Given task: Without the pictures, write out all the lines below exactly as they appear.

Data segment:
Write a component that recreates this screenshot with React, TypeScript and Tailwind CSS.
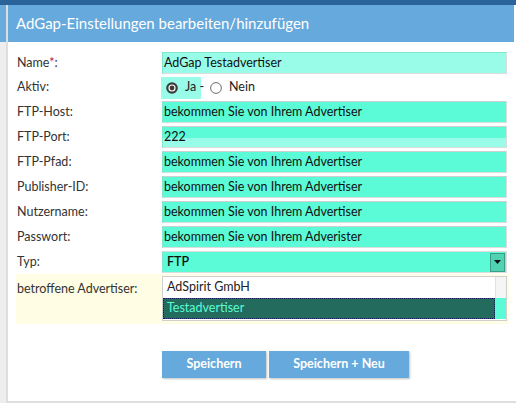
import { ReactNode } from 'react';

const font = { fontFamily: 'Lato, "Open Sans", sans-serif' };

function Row({ label, children, required }: { label: string; children: ReactNode; required?: boolean }) {
  return (
    <div className="flex items-center">
      <label className="w-[146px] pl-[1px] text-[12.5px] text-[#333]">
        {label}
        {required && <span className="text-[#c8102e]">*</span>}:
      </label>
      {children}
    </div>
  );
}

function TextInput({ value, tone = 'strong' }: { value: string; tone?: 'strong' | 'light' | 'split' }) {
  const bg =
    tone === 'light'
      ? 'bg-[#98fce8] border-t-[#7fe6d0]'
      : tone === 'split'
        ? 'bg-[linear-gradient(#5afbd6_0%,#5afbd6_55%,#98fce8_55%)] border-t-[#cfcfcf]'
        : 'bg-[#5afbd6] border-t-[#cfcfcf]';
  return (
    <div
      className={`w-[345px] h-[22px] border border-[#dcdcdc] border-l-[#7fe6d0] flex items-center pl-[1px] text-[12.5px] text-[#111] ${bg}`}
    >
      {value}
    </div>
  );
}

function Radio({ checked }: { checked?: boolean }) {
  return (
    <svg width="12" height="12" viewBox="0 0 12 12" className="shrink-0">
      {checked ? (
        <>
          <circle cx="6" cy="6" r="5.8" fill="#3b3b3b" />
          <circle cx="6" cy="6" r="3.6" fill="#ffffff" />
          <circle cx="6" cy="6" r="2.4" fill="#3b3b3b" />
        </>
      ) : (
        <circle cx="6" cy="6" r="5.4" fill="#fff" stroke="#6b6b6b" strokeWidth="1" />
      )}
    </svg>
  );
}

export default function App() {
  const provided = 'bekommen Sie von Ihrem Advertiser';

  return (
    <div className="w-[516px] h-[403px] overflow-hidden bg-white flex flex-col" style={font}>
      {/* top toolbar edge */}
      <div className="h-[5px] bg-[#2a6399] shrink-0" />

      <div className="flex flex-1">
        {/* page background peeking out on the left */}
        <div className="w-[6px] flex flex-col">
          <div className="h-[37px] bg-[#6aabdd]" />
          <div className="flex-1 bg-[#eeeeee]" />
        </div>

        <div className="flex-1 flex flex-col border-l-2 border-[#dedede]">
          <div className="h-[37px] mr-[2px] bg-[#66a9dc] flex items-center pl-[8px] text-white text-[15px]">
            AdGap-Einstellungen bearbeiten/hinzufügen
          </div>

          <div className="flex-1 flex flex-col border-b-2 border-[#dedede]">
            <div className="pl-[8px] pt-[10px] flex flex-col gap-[3px] w-[501px]">
              <Row label="Name" required>
                <TextInput value="AdGap Testadvertiser" tone="light" />
              </Row>

              <Row label="Aktiv">
                <div className="h-[21px] flex items-center text-[12.5px] text-[#222] whitespace-nowrap">
                  <div className="h-[22px] w-[40px] -ml-[1px] bg-[#98fce8] flex items-center pl-[5px] gap-[7px]">
                    <Radio checked />
                    <span>Ja -</span>
                  </div>
                  <div className="flex items-center gap-[7px] ml-[9px]">
                    <Radio />
                    <span>Nein</span>
                  </div>
                </div>
              </Row>

              <Row label="FTP-Host">
                <TextInput value={provided} />
              </Row>
              <Row label="FTP-Port">
                <TextInput value="222" tone="split" />
              </Row>
              <Row label="FTP-Pfad">
                <TextInput value={provided} />
              </Row>
              <Row label="Publisher-ID">
                <TextInput value={provided} />
              </Row>
              <Row label="Nutzername">
                <TextInput value={provided} />
              </Row>
              <Row label="Passwort">
                <TextInput value="bekommen Sie von Ihrem Adverister" />
              </Row>

              <Row label="Typ">
                <div className="w-[345px] h-[22px] border border-[#dcdcdc] border-l-[#7fe6d0] bg-[#5afbd6] flex items-center justify-between pl-[4px] pr-[1px]">
                  <span className="text-[12.5px] font-semibold text-[#111]">FTP</span>
                  <div className="w-[15px] h-[19px] bg-[#4fd3b2] border border-[#3a9d85] flex items-center justify-center">
                    <svg width="7" height="4" viewBox="0 0 7 4">
                      <path d="M0 0h7L3.5 4z" fill="#111" />
                    </svg>
                  </div>
                </div>
              </Row>

              {/* affected advertisers, multi-select list */}
              <div className="flex items-start bg-[#fffde3] -mt-[2px] pt-[2px] pb-[3px] w-[493px]">
                <label className="w-[146px] pl-[1px] pt-[4px] text-[12.5px] text-[#333]">betroffene Advertiser:</label>
                <div className="w-[345px] h-[45px] border border-[#cfcfcf] bg-white relative flex flex-col">
                  <div className="h-[21px] flex items-center pl-[4px] text-[12.5px] text-[#222] mr-[12px]">AdSpirit GmbH</div>
                  <div className="h-[21px] flex">
                    <div className="flex-1 bg-[#236b5c] border border-dotted border-[#1a1a5c] flex items-center pl-[3px] text-[12.5px] text-[#5afbd6]">
                      Testadvertiser
                    </div>
                    <div className="w-[11px] bg-[#5afbd6]" />
                  </div>
                  <div className="absolute right-0 top-0 w-[11px] h-[21px] bg-[#f5f5f5] border-l border-[#e2e2e2]" />
                </div>
              </div>
            </div>

            <div className="flex gap-[3px] pl-[154px] mt-[27px]">
              <button className="w-[104px] h-[27px] bg-[#66a9dc] text-white text-[12.5px] font-bold shadow-[1px_1px_2px_rgba(0,0,0,0.25)]">
                Speichern
              </button>
              <button className="w-[140px] h-[27px] bg-[#66a9dc] text-white text-[12.5px] font-bold shadow-[1px_1px_2px_rgba(0,0,0,0.25)]">
                Speichern + Neu
              </button>
            </div>
          </div>
        </div>
      </div>
    </div>
  );
}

Written solution:
Write a component that recreates this screenshot with React, TypeScript and Tailwind CSS.
import { ReactNode } from 'react';

const font = { fontFamily: 'Lato, "Open Sans", sans-serif' };

function Row({ label, children, required }: { label: string; children: ReactNode; required?: boolean }) {
  return (
    <div className="flex items-center">
      <label className="w-[146px] pl-[1px] text-[12.5px] text-[#333]">
        {label}
        {required && <span className="text-[#c8102e]">*</span>}:
      </label>
      {children}
    </div>
  );
}

function TextInput({ value, tone = 'strong' }: { value: string; tone?: 'strong' | 'light' | 'split' }) {
  const bg =
    tone === 'light'
      ? 'bg-[#98fce8] border-t-[#7fe6d0]'
      : tone === 'split'
        ? 'bg-[linear-gradient(#5afbd6_0%,#5afbd6_55%,#98fce8_55%)] border-t-[#cfcfcf]'
        : 'bg-[#5afbd6] border-t-[#cfcfcf]';
  return (
    <div
      className={`w-[345px] h-[22px] border border-[#dcdcdc] border-l-[#7fe6d0] flex items-center pl-[1px] text-[12.5px] text-[#111] ${bg}`}
    >
      {value}
    </div>
  );
}

function Radio({ checked }: { checked?: boolean }) {
  return (
    <svg width="12" height="12" viewBox="0 0 12 12" className="shrink-0">
      {checked ? (
        <>
          <circle cx="6" cy="6" r="5.8" fill="#3b3b3b" />
          <circle cx="6" cy="6" r="3.6" fill="#ffffff" />
          <circle cx="6" cy="6" r="2.4" fill="#3b3b3b" />
        </>
      ) : (
        <circle cx="6" cy="6" r="5.4" fill="#fff" stroke="#6b6b6b" strokeWidth="1" />
      )}
    </svg>
  );
}

export default function App() {
  const provided = 'bekommen Sie von Ihrem Advertiser';

  return (
    <div className="w-[516px] h-[403px] overflow-hidden bg-white flex flex-col" style={font}>
      {/* top toolbar edge */}
      <div className="h-[5px] bg-[#2a6399] shrink-0" />

      <div className="flex flex-1">
        {/* page background peeking out on the left */}
        <div className="w-[6px] flex flex-col">
          <div className="h-[37px] bg-[#6aabdd]" />
          <div className="flex-1 bg-[#eeeeee]" />
        </div>

        <div className="flex-1 flex flex-col border-l-2 border-[#dedede]">
          <div className="h-[37px] mr-[2px] bg-[#66a9dc] flex items-center pl-[8px] text-white text-[15px]">
            AdGap-Einstellungen bearbeiten/hinzufügen
          </div>

          <div className="flex-1 flex flex-col border-b-2 border-[#dedede]">
            <div className="pl-[8px] pt-[10px] flex flex-col gap-[3px] w-[501px]">
              <Row label="Name" required>
                <TextInput value="AdGap Testadvertiser" tone="light" />
              </Row>

              <Row label="Aktiv">
                <div className="h-[21px] flex items-center text-[12.5px] text-[#222] whitespace-nowrap">
                  <div className="h-[22px] w-[40px] -ml-[1px] bg-[#98fce8] flex items-center pl-[5px] gap-[7px]">
                    <Radio checked />
                    <span>Ja -</span>
                  </div>
                  <div className="flex items-center gap-[7px] ml-[9px]">
                    <Radio />
                    <span>Nein</span>
                  </div>
                </div>
              </Row>

              <Row label="FTP-Host">
                <TextInput value={provided} />
              </Row>
              <Row label="FTP-Port">
                <TextInput value="222" tone="split" />
              </Row>
              <Row label="FTP-Pfad">
                <TextInput value={provided} />
              </Row>
              <Row label="Publisher-ID">
                <TextInput value={provided} />
              </Row>
              <Row label="Nutzername">
                <TextInput value={provided} />
              </Row>
              <Row label="Passwort">
                <TextInput value="bekommen Sie von Ihrem Adverister" />
              </Row>

              <Row label="Typ">
                <div className="w-[345px] h-[22px] border border-[#dcdcdc] border-l-[#7fe6d0] bg-[#5afbd6] flex items-center justify-between pl-[4px] pr-[1px]">
                  <span className="text-[12.5px] font-semibold text-[#111]">FTP</span>
                  <div className="w-[15px] h-[19px] bg-[#4fd3b2] border border-[#3a9d85] flex items-center justify-center">
                    <svg width="7" height="4" viewBox="0 0 7 4">
                      <path d="M0 0h7L3.5 4z" fill="#111" />
                    </svg>
                  </div>
                </div>
              </Row>

              {/* affected advertisers, multi-select list */}
              <div className="flex items-start bg-[#fffde3] -mt-[2px] pt-[2px] pb-[3px] w-[493px]">
                <label className="w-[146px] pl-[1px] pt-[4px] text-[12.5px] text-[#333]">betroffene Advertiser:</label>
                <div className="w-[345px] h-[45px] border border-[#cfcfcf] bg-white relative flex flex-col">
                  <div className="h-[21px] flex items-center pl-[4px] text-[12.5px] text-[#222] mr-[12px]">AdSpirit GmbH</div>
                  <div className="h-[21px] flex">
                    <div className="flex-1 bg-[#236b5c] border border-dotted border-[#1a1a5c] flex items-center pl-[3px] text-[12.5px] text-[#5afbd6]">
                      Testadvertiser
                    </div>
                    <div className="w-[11px] bg-[#5afbd6]" />
                  </div>
                  <div className="absolute right-0 top-0 w-[11px] h-[21px] bg-[#f5f5f5] border-l border-[#e2e2e2]" />
                </div>
              </div>
            </div>

            <div className="flex gap-[3px] pl-[154px] mt-[27px]">
              <button className="w-[104px] h-[27px] bg-[#66a9dc] text-white text-[12.5px] font-bold shadow-[1px_1px_2px_rgba(0,0,0,0.25)]">
                Speichern
              </button>
              <button className="w-[140px] h-[27px] bg-[#66a9dc] text-white text-[12.5px] font-bold shadow-[1px_1px_2px_rgba(0,0,0,0.25)]">
                Speichern + Neu
              </button>
            </div>
          </div>
        </div>
      </div>
    </div>
  );
}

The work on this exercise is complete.